- DATASET SECTION
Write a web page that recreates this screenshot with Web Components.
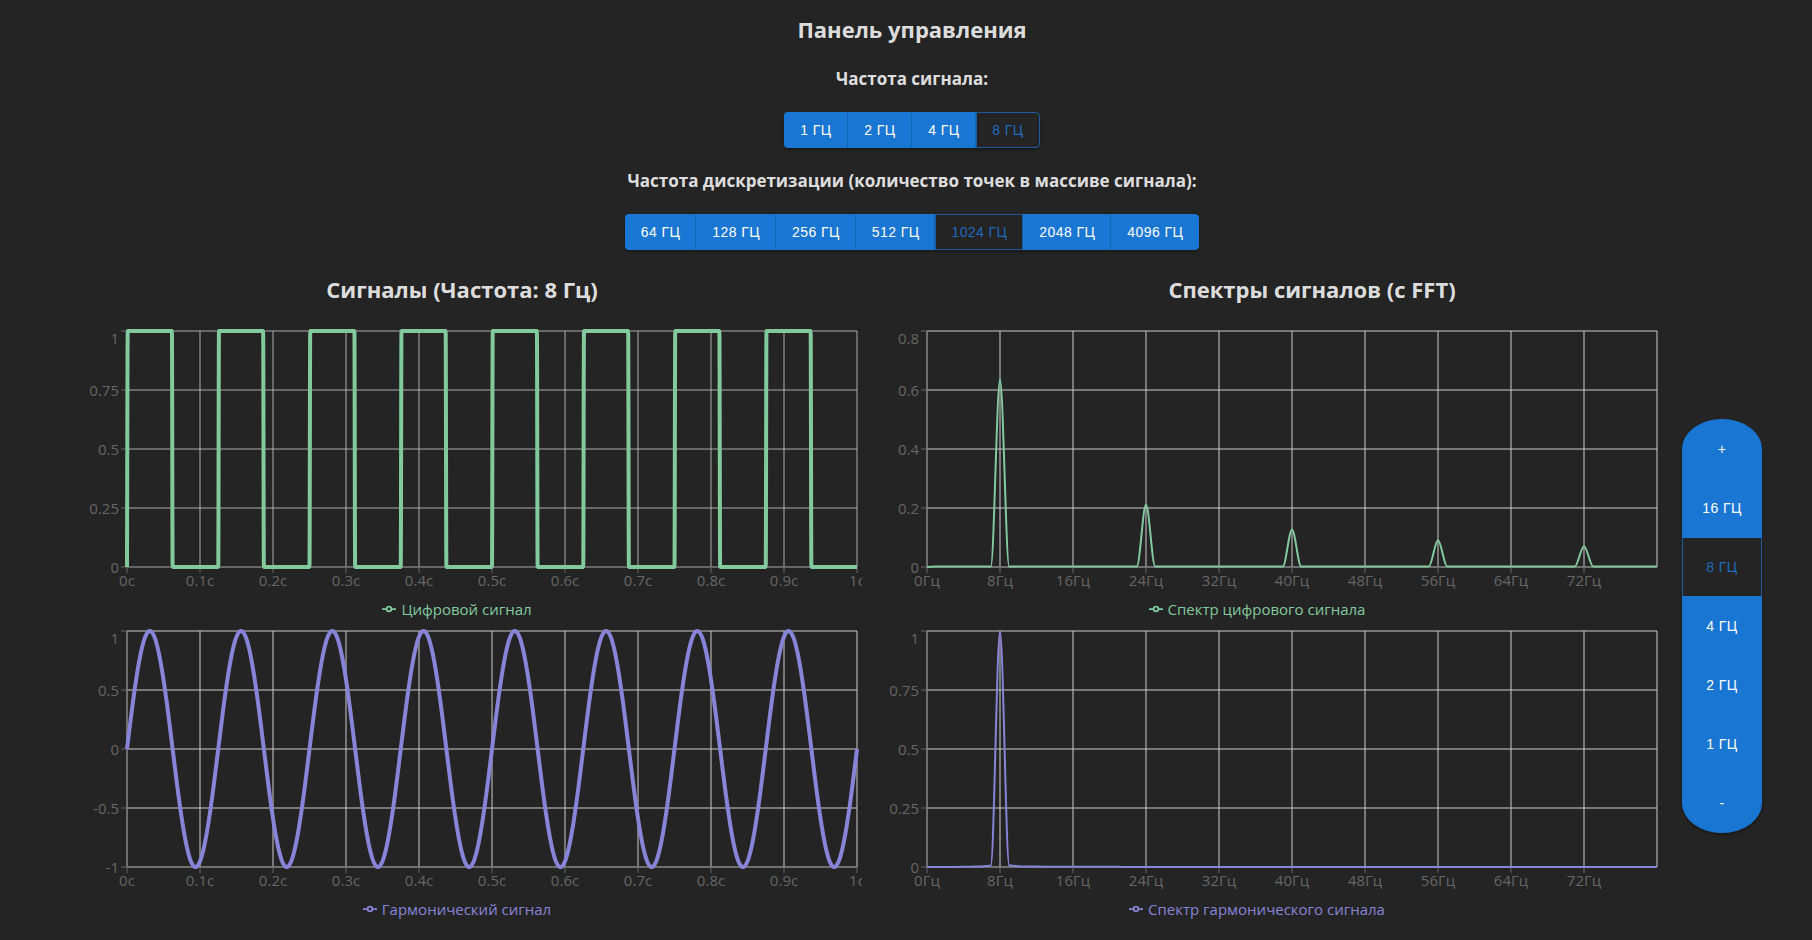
<!DOCTYPE html>
<html lang="ru">
<head>
<meta charset="utf-8">
<meta name="viewport" content="width=device-width, initial-scale=1">
<title>Панель управления</title>
<style>
  body { margin: 0; background: #242424; color: rgba(255,255,255,.87); font: 15px/24px "Open Sans", "Noto Sans", sans-serif; }
</style>
</head>
<body>
<signal-app></signal-app>

<script>
const NS = 'http://www.w3.org/2000/svg';

class OptionGroup extends HTMLElement {
  connectedCallback() {
    const root = this.attachShadow({ mode: 'open' });
    const active = this.getAttribute('active');
    root.innerHTML = `
      <style>
        :host { display: inline-flex; border-radius: 4px; box-shadow: 0 2px 3px rgba(0,0,0,.3); }
        button {
          box-sizing: border-box; min-width: 64px; height: 36px; margin: 0; padding: 0 15px;
          border: 1px solid #1976d2; border-right-color: #1565c0; background: #1976d2; color: #fff;
          font: 500 14px/24px "Liberation Sans", Arial, sans-serif; letter-spacing: .03em;
          white-space: nowrap; cursor: pointer;
        }
        button:first-of-type { border-radius: 4px 0 0 4px; }
        button:last-of-type { border-radius: 0 4px 4px 0; border-right-color: #1976d2; }
        button[aria-pressed="true"] { background: #242424; color: #1f6bbf; border-color: #1f5b9c; }
        :host([vertical]) { flex-direction: column; width: 80px; border-radius: 40px / 30px; }
        :host([vertical]) button { height: 60px; border-color: #1976d2; border-bottom-color: #1871ca; border-radius: 0; padding: 0; }
        :host([vertical]) button + button { margin-top: -1px; }
        :host([vertical]) button[aria-pressed="true"] { border-color: #1976d2 #1f5b9c; }
        :host([vertical]) button:first-of-type { border-radius: 40px 40px 0 0 / 30px 30px 0 0; }
        :host([vertical]) button:last-of-type { border-radius: 0 0 40px 40px / 0 0 30px 30px; border-bottom-color: #1976d2; }
      </style>`;
    for (const text of this.getAttribute('options').split('|')) {
      const b = document.createElement('button');
      b.type = 'button';
      b.textContent = text;
      b.setAttribute('aria-pressed', String(text === active));
      root.append(b);
    }
  }
}
customElements.define('option-group', OptionGroup);

/* Data series: each returns [x, y] points in data units. */
const SERIES = {
  square: () => Array.from({ length: 1025 }, (_, i) => {
    const p = i % 128;
    return [i / 1024, p > 0 && p < 64 ? 1 : 0];
  }),
  sine: () => Array.from({ length: 1025 }, (_, i) => [i / 1024, Math.sin(2 * Math.PI * 8 * i / 1024)]),
  squareSpectrum: () => Array.from({ length: 81 }, (_, f) =>
    [f, f === 0 ? 0 : f % 16 === 8 ? 4 / Math.PI * 4 / f : 0.002]),
  sineSpectrum: () => Array.from({ length: 81 }, (_, f) =>
    [f, f === 8 ? 1 : f < 8 ? 0.006 * f / 7 / (8 - f) : 0.007 / (f - 8)])
};

/* Monotone cubic interpolation through the points. */
function monotonePath(p) {
  const n = p.length, s = [], m = [];
  for (let i = 0; i < n - 1; i++) s.push((p[i + 1][1] - p[i][1]) / (p[i + 1][0] - p[i][0]));
  for (let i = 0; i < n; i++) {
    const a = s[i - 1] ?? s[i], b = s[i] ?? s[i - 1];
    m.push(a * b <= 0 ? 0 : Math.sign(a) * Math.min(Math.abs(a), Math.abs(b), Math.abs(a + b) / 4) * 2);
  }
  let d = `M${p[0][0]},${p[0][1]}`;
  for (let i = 1; i < n; i++) {
    const h = (p[i][0] - p[i - 1][0]) / 3;
    d += `C${p[i - 1][0] + h},${p[i - 1][1] + h * m[i - 1]},${p[i][0] - h},${p[i][1] - h * m[i]},${p[i][0]},${p[i][1]}`;
  }
  return d;
}

class LineChart extends HTMLElement {
  connectedCallback() {
    const root = this.attachShadow({ mode: 'open' });
    root.innerHTML = `
      <style>
        :host { display: block; min-width: 0; height: 300px; overflow: hidden; }
        svg { display: block; width: 100%; height: 271px; }
        .grid { stroke: #ccc; opacity: var(--grid-opacity, 1); }
        .axis { stroke: #666; }
        text { fill: #666; font-size: 15px; }
        .y { text-anchor: end; }
        .x { text-anchor: middle; }
        .legend { display: flex; justify-content: center; align-items: center; gap: 5px; height: 24px; padding-right: 10px; line-height: 24px; white-space: nowrap; }
        .legend svg { width: 14px; height: 14px; flex: none; }
        .curve, .legend path, .legend circle { fill: none; stroke: var(--series); }
      </style>
      <svg class="plot" role="img"></svg>
      <div class="legend">
        <svg viewBox="0 0 32 32" aria-hidden="true"><path stroke-width="4" d="M0 16h10.667M21.333 16H32"/><circle cx="16" cy="16" r="5.333" stroke-width="4"/></svg>
        <span></span>
      </div>`;
    this.style.setProperty('--series', this.getAttribute('color'));
    const label = root.querySelector('span');
    label.textContent = this.getAttribute('label');
    label.style.color = this.getAttribute('color');
    this.svg = root.querySelector('.plot');
    this.svg.setAttribute('aria-label', this.getAttribute('label'));
    this.points = SERIES[this.getAttribute('series')]();
    this.draw();
    new ResizeObserver(() => this.draw()).observe(this);
  }

  add(name, attrs, text) {
    const el = document.createElementNS(NS, name);
    for (const k in attrs) el.setAttribute(k, attrs[k]);
    if (text !== undefined) el.textContent = text;
    this.svg.append(el);
  }

  draw() {
    const width = this.clientWidth;
    if (width === this.drawn) return;
    this.drawn = width;
    this.svg.replaceChildren();
    const x0 = 65, x1 = width - 5, y0 = 5, y1 = 241;
    const yTicks = this.getAttribute('y-ticks').split(' ').map(Number);
    const lo = yTicks[0], hi = yTicks[yTicks.length - 1];
    const xMax = Number(this.getAttribute('x-max')), step = Number(this.getAttribute('x-step'));
    const unit = this.getAttribute('unit');
    const X = v => x0 + v / xMax * (x1 - x0);
    const Y = v => y1 - (v - lo) / (hi - lo) * (y1 - y0);
    const labelled = Number(this.getAttribute('x-labels'));
    const count = Math.round(xMax / step);

    for (const v of yTicks) this.add('line', { class: 'grid', x1: x0, x2: x1, y1: Y(v), y2: Y(v) });
    for (let i = 0; i <= count; i++) this.add('line', { class: 'grid', x1: X(i * step), x2: X(i * step), y1: y0, y2: y1 });
    this.add('path', { class: 'axis', fill: 'none', d: `M${x0},${y0}V${y1}H${x1}` });

    for (const v of yTicks) {
      this.add('line', { class: 'axis', x1: x0 - 6, x2: x0, y1: Y(v), y2: Y(v) });
      this.add('text', { class: 'y', x: x0 - 8, y: Math.max(Y(v), 12) + 6 }, String(v));
    }
    for (let i = 0; i < labelled; i++) {
      const v = Number((i * step).toFixed(2));
      this.add('line', { class: 'axis', x1: X(v), x2: X(v), y1: y1, y2: y1 + 6 });
      this.add('text', { class: 'x', x: X(v), y: y1 + 19 }, v + unit);
    }
    this.add('path', {
      class: 'curve', 'stroke-width': this.getAttribute('weight'),
      d: monotonePath(this.points.map(([x, y]) => [X(x), Y(y)]))
    });
  }
}
customElements.define('line-chart', LineChart);

class SignalApp extends HTMLElement {
  connectedCallback() {
    this.attachShadow({ mode: 'open' }).innerHTML = `
      <style>
        :host { display: block; padding: 12px 50px 14px 62px; }
        h2, h3 { margin: 0; text-align: center; font-weight: 700; }
        h2 { font-size: 22px; line-height: 34px; }
        h3 { font-size: 17px; line-height: 26px; }
        header { display: flex; flex-direction: column; align-items: center; gap: 20px; margin-bottom: 22px; }
        main { display: grid; grid-template-columns: minmax(0, 1fr) minmax(0, 1fr) 100px; grid-template-rows: 54px 300px 300px; }
        .wide { grid-column: 2 / 4; }
        .dim { --grid-opacity: .8; }
        option-group[vertical] { grid-column: 3; grid-row: 2 / 4; justify-self: end; align-self: center; }
      </style>
      <header>
        <h2>Панель управления</h2>
        <h3>Частота сигнала:</h3>
        <option-group options="1 ГЦ|2 ГЦ|4 ГЦ|8 ГЦ" active="8 ГЦ"></option-group>
        <h3>Частота дискретизации (количество точек в массиве сигнала):</h3>
        <option-group options="64 ГЦ|128 ГЦ|256 ГЦ|512 ГЦ|1024 ГЦ|2048 ГЦ|4096 ГЦ" active="1024 ГЦ"></option-group>
      </header>
      <main>
        <h2>Сигналы (Частота: 8 Гц)</h2>
        <h2 class="wide">Спектры сигналов (с FFT)</h2>
        <line-chart class="dim" series="square" color="#82ca9d" weight="4" label="Цифровой сигнал"
          y-ticks="0 0.25 0.5 0.75 1" x-max="1" x-step="0.1" x-labels="11" unit="с"></line-chart>
        <line-chart series="squareSpectrum" color="#82ca9d" weight="2" label="Спектр цифрового сигнала"
          y-ticks="0 0.2 0.4 0.6 0.8" x-max="80" x-step="8" x-labels="10" unit="Гц"></line-chart>
        <option-group vertical options="+|16 ГЦ|8 ГЦ|4 ГЦ|2 ГЦ|1 ГЦ|-" active="8 ГЦ"></option-group>
        <line-chart series="sine" color="#8884d8" weight="4" label="Гармонический сигнал"
          y-ticks="-1 -0.5 0 0.5 1" x-max="1" x-step="0.1" x-labels="11" unit="с"></line-chart>
        <line-chart series="sineSpectrum" color="#8884d8" weight="2" label="Спектр гармонического сигнала"
          y-ticks="0 0.25 0.5 0.75 1" x-max="80" x-step="8" x-labels="10" unit="Гц"></line-chart>
      </main>`;
  }
}
customElements.define('signal-app', SignalApp);
</script>
</body>
</html>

- AIM OF THE EXERCISE
Repeat only the lines between the start of the data and the line with "const NS = 'http://www.w3.org/2000/svg';", including those two lines, and skip the pictures.

- REPLY
Write a web page that recreates this screenshot with Web Components.
<!DOCTYPE html>
<html lang="ru">
<head>
<meta charset="utf-8">
<meta name="viewport" content="width=device-width, initial-scale=1">
<title>Панель управления</title>
<style>
  body { margin: 0; background: #242424; color: rgba(255,255,255,.87); font: 15px/24px "Open Sans", "Noto Sans", sans-serif; }
</style>
</head>
<body>
<signal-app></signal-app>

<script>
const NS = 'http://www.w3.org/2000/svg';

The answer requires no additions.